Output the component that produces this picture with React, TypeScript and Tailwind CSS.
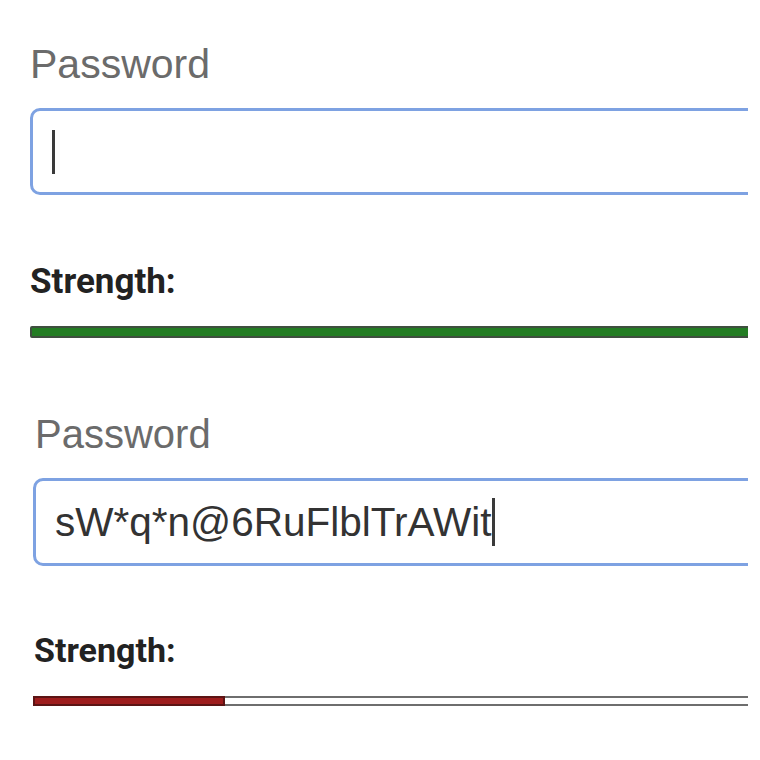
import React from "react";

export default function App() {
  return (
    <div className="w-[760px] h-[760px] bg-white overflow-hidden" style={{ fontFamily: '"Liberation Sans", Arial, sans-serif' }}>
      <div className="w-[748px] overflow-hidden">
        {/* First state */}
        <section className="pl-[30px] pt-[41px]">
          <div className="text-[41px] leading-[46px] text-[#6b6b6b]">Password</div>
          <div className="mt-[21px] h-[87px] w-[780px] border-[3px] border-[#7ea2e2] rounded-[10px] flex items-center pl-[19px]">
            <span className="block w-[3px] h-[44px] bg-[#3a3a3a]" />
          </div>
          <div className="mt-[67px] text-[35px] leading-[40px] font-bold text-[#222]" style={{ fontFamily: 'Roboto, "Liberation Sans", sans-serif' }}>
            Strength:
          </div>
          <div className="mt-[24px] h-[12px] w-[760px] border-2 border-[#3f4f3f] bg-[#237d23] rounded-[2px]" />
        </section>

        {/* Second state */}
        <section className="pl-[33px]">
          <div className="mt-[74px] pl-[2px] text-[40px] leading-[44px] text-[#6b6b6b]">Password</div>
          <div className="mt-[22px] h-[88px] w-[780px] border-[3px] border-[#7ea2e2] rounded-[10px] flex items-center pl-[19px]">
            <span className="text-[40.5px] leading-[46px] text-[#333]">sW*q*n@6RuFlblTrAWit</span>
            <span className="block w-[3px] h-[48px] bg-[#3a3a3a] ml-[1px]" />
          </div>
          <div className="mt-[65px] pl-[1px] text-[34px] leading-[38px] font-bold text-[#222]" style={{ fontFamily: 'Roboto, "Liberation Sans", sans-serif' }}>
            Strength:
          </div>
          <div className="mt-[27px] h-[10px] w-[760px] border-2 border-[#6e6e6e] bg-white flex">
            <div className="-my-[2px] -ml-[2px] h-[10px] w-[192px] border-2 border-[#5c1414] bg-[#9e1d1d]" />
          </div>
        </section>
      </div>
    </div>
  );
}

• What is required:
Gather all lines where the word "React" appears.

• Output of the task:
Output the component that produces this picture with React, TypeScript and Tailwind CSS.
import React from "react";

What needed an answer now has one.